# Document Classification with BART-Large-MNLI

This notebook explores document classification using Facebook's BART-Large-MNLI model for our Smart Document Classifier API.

We'll use the **pipeline approach** (Option 1) as it's more suitable for our FastAPI integration:
- Simpler implementation
- Better error handling
- Built-in optimizations
- Easier to maintain

In [None]:
# Install required packages
!pip install transformers torch

In [2]:
# Import necessary libraries
from transformers import pipeline
import os
import json
from typing import List, Dict, Any
import time

  from .autonotebook import tqdm as notebook_tqdm


In [3]:
# Initialize the zero-shot classification pipeline with BART-Large-MNLI
print("Loading BART-Large-MNLI model...")
classifier = pipeline("zero-shot-classification", model="facebook/bart-large-mnli")
print("Model loaded successfully!")

Loading BART-Large-MNLI model...


Device set to use mps:0


Model loaded successfully!


In [5]:
# Define document categories for classification
DOCUMENT_CATEGORIES = [
    "Technical Documentation",
    "Business Proposal", 
    "Legal Document",
    "Academic Paper",
    "General Article",
    "Other"
]

print(f"Document categories: {DOCUMENT_CATEGORIES}")
print(f"Total categories: {len(DOCUMENT_CATEGORIES)}")

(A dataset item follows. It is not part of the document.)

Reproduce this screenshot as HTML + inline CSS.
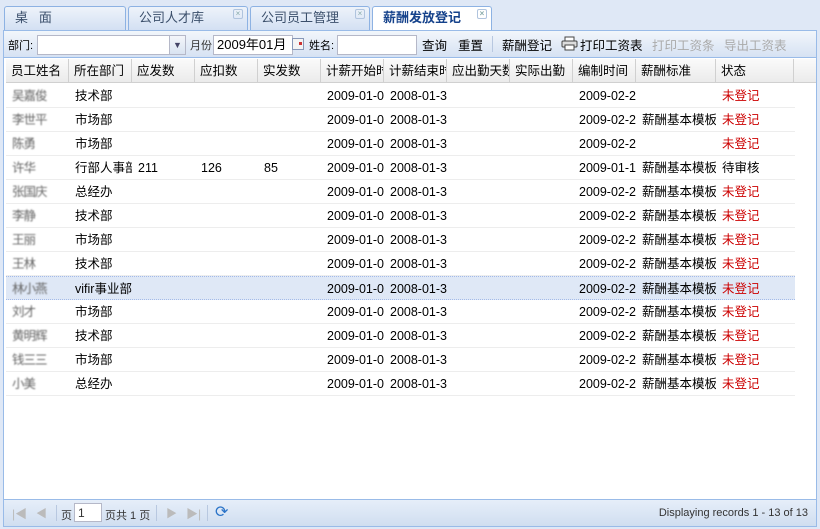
<!DOCTYPE html>
<html><head><meta charset="utf-8"><style>
*{box-sizing:border-box;margin:0;padding:0}
body{width:820px;height:529px;overflow:hidden;background:#dfe8f6;font-family:"Liberation Sans","Noto Sans CJK SC",sans-serif;font-size:12px;color:#000;position:relative}
.abs{position:absolute}
.tab{position:absolute;top:6px;height:24px;border:1px solid #8db2e3;border-bottom:none;border-radius:3px 3px 0 0;background:linear-gradient(#eef3fa,#d3e0f3);color:#3b4f6b;font-size:13px;line-height:22px;padding-left:10px}
.tab .x{position:absolute;right:4px;top:2px;width:10px;height:10px;border:1px solid #b0c4de;border-radius:2px;font-size:8px;line-height:8px;text-align:center;color:#8aa}
.panel{position:absolute;left:3px;top:30px;width:814px;height:497px;border:1px solid #99bbe8;background:#fff}
.tb{position:absolute;left:0;top:0;width:812px;height:27px;background:linear-gradient(#f2f6fb,#d6e2f3);border-bottom:1px solid #99bbe8}
.inp{position:absolute;background:#fff;border:1px solid #b5b8c8;height:20px;font-size:13px;line-height:18px;padding-left:3px}
.hd{position:absolute;left:2px;top:28px;width:810px;height:24px;background:linear-gradient(#fafafa,#ebebeb);border-bottom:1px solid #d0d0d0}
.hc{position:absolute;top:0;height:24px;line-height:24px;padding-left:5px;border-right:1px solid #d0d0d0;overflow:hidden;white-space:nowrap;font-size:12.5px}
.row{position:absolute;left:2px;width:789px;height:24px;border-bottom:1px solid #ededed}
.row.sel{background:#dfe8f6;border-top:1px dotted #a3bae9;border-bottom:1px dotted #a3bae9}
.c{position:absolute;top:1px;line-height:23px;padding-left:6px;white-space:nowrap;overflow:hidden;font-size:12.5px}
.red{color:#c00}
.ft{position:absolute;left:0;top:468px;width:812px;height:27px;background:linear-gradient(#e6eef9,#d0def0);border-top:1px solid #99bbe8;font-size:12px;color:#333}
.blur{color:#666;letter-spacing:-1px;filter:blur(0.7px)}
</style></head><body>
<div class="tab" style="left:4px;width:122px">桌 &nbsp; 面</div>
<div class="tab" style="left:128px;width:120px">公司人才库<span class="x">×</span></div>
<div class="tab" style="left:250px;width:120px">公司员工管理<span class="x">×</span></div>
<div class="tab" style="left:372px;width:120px;background:#fff;color:#15428b;font-weight:bold;height:25px;border-color:#8db2e3">薪酬发放登记<span class="x">×</span></div>
<div class="panel">
 <div class="tb">
  <span class="abs" style="left:4px;top:6px;font-size:11px">部门:</span>
  <div class="inp" style="left:33px;top:4px;width:135px"></div>
  <div class="abs" style="left:165px;top:4px;width:17px;height:20px;background:linear-gradient(#f4f6fa,#d9e3f1);border:1px solid #b5b8c8;font-size:9px;text-align:center;line-height:18px;color:#446">▼</div>
  <span class="abs" style="left:186px;top:6px;font-size:11px;color:#333">月份</span>
  <div class="inp" style="left:209px;top:4px;width:80px">2009年01月</div>
  <div class="abs" style="left:288px;top:7px;width:12px;height:12px;border:1px solid #8898b8;background:#f4f4f4"><div style="margin:3px 0 0 6px;width:3px;height:3px;background:#c33"></div></div>
  <span class="abs" style="left:305px;top:6px;font-size:11px">姓名:</span>
  <div class="inp" style="left:333px;top:4px;width:80px"></div>
  <span class="abs" style="left:418px;top:4px;font-size:12.5px">查询</span>
  <span class="abs" style="left:454px;top:4px;font-size:12.5px">重置</span>
  <div class="abs" style="left:488px;top:5px;width:1px;height:16px;background:#b8c8e0"></div>
  <span class="abs" style="left:498px;top:4px;font-size:12.5px">薪酬登记</span>
  <svg class="abs" style="left:557px;top:5px" width="17" height="15" viewBox="0 0 17 15"><rect x="4" y="1" width="9" height="5" fill="#fff" stroke="#444"/><rect x="1" y="5" width="15" height="6" rx="1" fill="#ddd" stroke="#444"/><rect x="4" y="9" width="9" height="5" fill="#fff" stroke="#444"/></svg>
  <span class="abs" style="left:576px;top:4px;font-size:12.5px">打印工资表</span>
  <span class="abs" style="left:648px;top:4px;font-size:12.5px;color:#aaa">打印工资条</span>
  <span class="abs" style="left:720px;top:4px;font-size:12.5px;color:#aaa">导出工资表</span>
 </div>
 <div class="hd">
  <div class="hc" style="left:0;width:63px">员工姓名</div>
  <div class="hc" style="left:63px;width:63px">所在部门</div>
  <div class="hc" style="left:126px;width:63px">应发数</div>
  <div class="hc" style="left:189px;width:63px">应扣数</div>
  <div class="hc" style="left:252px;width:63px">实发数</div>
  <div class="hc" style="left:315px;width:63px">计薪开始时间</div>
  <div class="hc" style="left:378px;width:63px">计薪结束时间</div>
  <div class="hc" style="left:441px;width:63px">应出勤天数</div>
  <div class="hc" style="left:504px;width:63px">实际出勤</div>
  <div class="hc" style="left:567px;width:63px">编制时间</div>
  <div class="hc" style="left:630px;width:80px">薪酬标准</div>
  <div class="hc" style="left:710px;width:78px">状态</div>
 </div>
 <div id="rows"></div>
 <div class="ft">
  <span class="abs" style="left:8px;top:5px;color:#bbb;font-size:12px">|◀</span>
  <span class="abs" style="left:32px;top:5px;color:#bbb;font-size:11px">◀</span>
  <div class="abs" style="left:52px;top:5px;width:1px;height:16px;background:#b8c8e0"></div>
  <span class="abs" style="left:57px;top:7px;font-size:11px">页</span>
  <div class="inp" style="left:70px;top:3px;width:28px;height:19px;font-size:12px">1</div>
  <span class="abs" style="left:101px;top:7px;font-size:11px">页共 1 页</span>
  <div class="abs" style="left:152px;top:5px;width:1px;height:16px;background:#b8c8e0"></div>
  <span class="abs" style="left:162px;top:5px;color:#bbb;font-size:11px">▶</span>
  <span class="abs" style="left:182px;top:5px;color:#bbb;font-size:12px">▶|</span>
  <div class="abs" style="left:203px;top:5px;width:1px;height:16px;background:#b8c8e0"></div>
  <span class="abs" style="left:211px;top:2px;color:#2a73c8;font-size:16px">⟳</span>
  <span class="abs" style="right:8px;top:7px;font-size:11px">Displaying records 1 - 13 of 13</span>
 </div>
</div>
<script>
var d=[["吴嘉俊","技术部","","","","","2009-02-2","","未登记"],["李世平","市场部","","","","","2009-02-2","薪酬基本模板","未登记"],["陈勇","市场部","","","","","2009-02-2","","未登记"],["许华","行部人事部","211","126","85","","2009-01-1","薪酬基本模板","待审核"],["张国庆","总经办","","","","","2009-02-2","薪酬基本模板","未登记"],["李静","技术部","","","","","2009-02-2","薪酬基本模板","未登记"],["王丽","市场部","","","","","2009-02-2","薪酬基本模板","未登记"],["王林","技术部","","","","","2009-02-2","薪酬基本模板","未登记"],["林小燕","vifir事业部","","","","","2009-02-2","薪酬基本模板","未登记"],["刘才","市场部","","","","","2009-02-2","薪酬基本模板","未登记"],["黄明辉","技术部","","","","","2009-02-2","薪酬基本模板","未登记"],["钱三三","市场部","","","","","2009-02-2","薪酬基本模板","未登记"],["小美","总经办","","","","","2009-02-2","薪酬基本模板","未登记"]];
var h="";d.forEach(function(r,i){var t=53+i*24;h+='<div class="row'+(i==8?' sel':'')+'" style="top:'+t+'px">'+
'<div class="c blur" style="left:0;width:63px">'+r[0]+'</div><div class="c" style="left:63px;width:63px">'+r[1]+'</div><div class="c" style="left:126px;width:63px">'+r[2]+'</div><div class="c" style="left:189px;width:63px">'+r[3]+'</div><div class="c" style="left:252px;width:63px">'+r[4]+'</div><div class="c" style="left:315px;width:63px">2009-01-0</div><div class="c" style="left:378px;width:63px">2008-01-3</div><div class="c" style="left:567px;width:63px">'+r[6]+'</div><div class="c" style="left:630px;width:80px">'+r[7]+'</div><div class="c'+(r[8]=="未登记"?" red":"")+'" style="left:710px;width:78px">'+r[8]+'</div></div>';});
document.getElementById("rows").innerHTML=h;
</script>
</body></html>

Document categories: ['Technical Documentation', 'Business Proposal', 'Legal Document', 'Academic Paper', 'General Article', 'Other']
Total categories: 6


In [10]:
def classify_document(text: str, categories: List[str] = DOCUMENT_CATEGORIES) -> Dict[str, Any]:
    """
    Classify a document using BART-Large-MNLI zero-shot classification
    
    Args:
        text: Document text to classify
        categories: List of possible categories
        
    Returns:
        Dictionary with classification results
    """
    try:
        # Truncate text if too long (BART has token limits)
        max_length = 1000  # Adjust based on performance needs
        if len(text) > max_length:
            text = text[:max_length] + "..."
        
        # Perform classification
        start_time = time.time()
        result = classifier(text, categories)
        inference_time = time.time() - start_time
        print(result)
        
        # Format results
        classification_result = {
            "predicted_category": result["labels"][0],
            "confidence_score": round(result["scores"][0], 4),
            "all_scores": {
                label: round(score, 4) 
                for label, score in zip(result["labels"], result["scores"])
            },
            "inference_time": round(inference_time, 3),
            "model_used": "facebook/bart-large-mnli"
        }
        
        return classification_result
        
    except Exception as e:
        return {
            "error": str(e),
            "predicted_category": None,
            "confidence_score": 0.0
        }

print("Document classification function created!")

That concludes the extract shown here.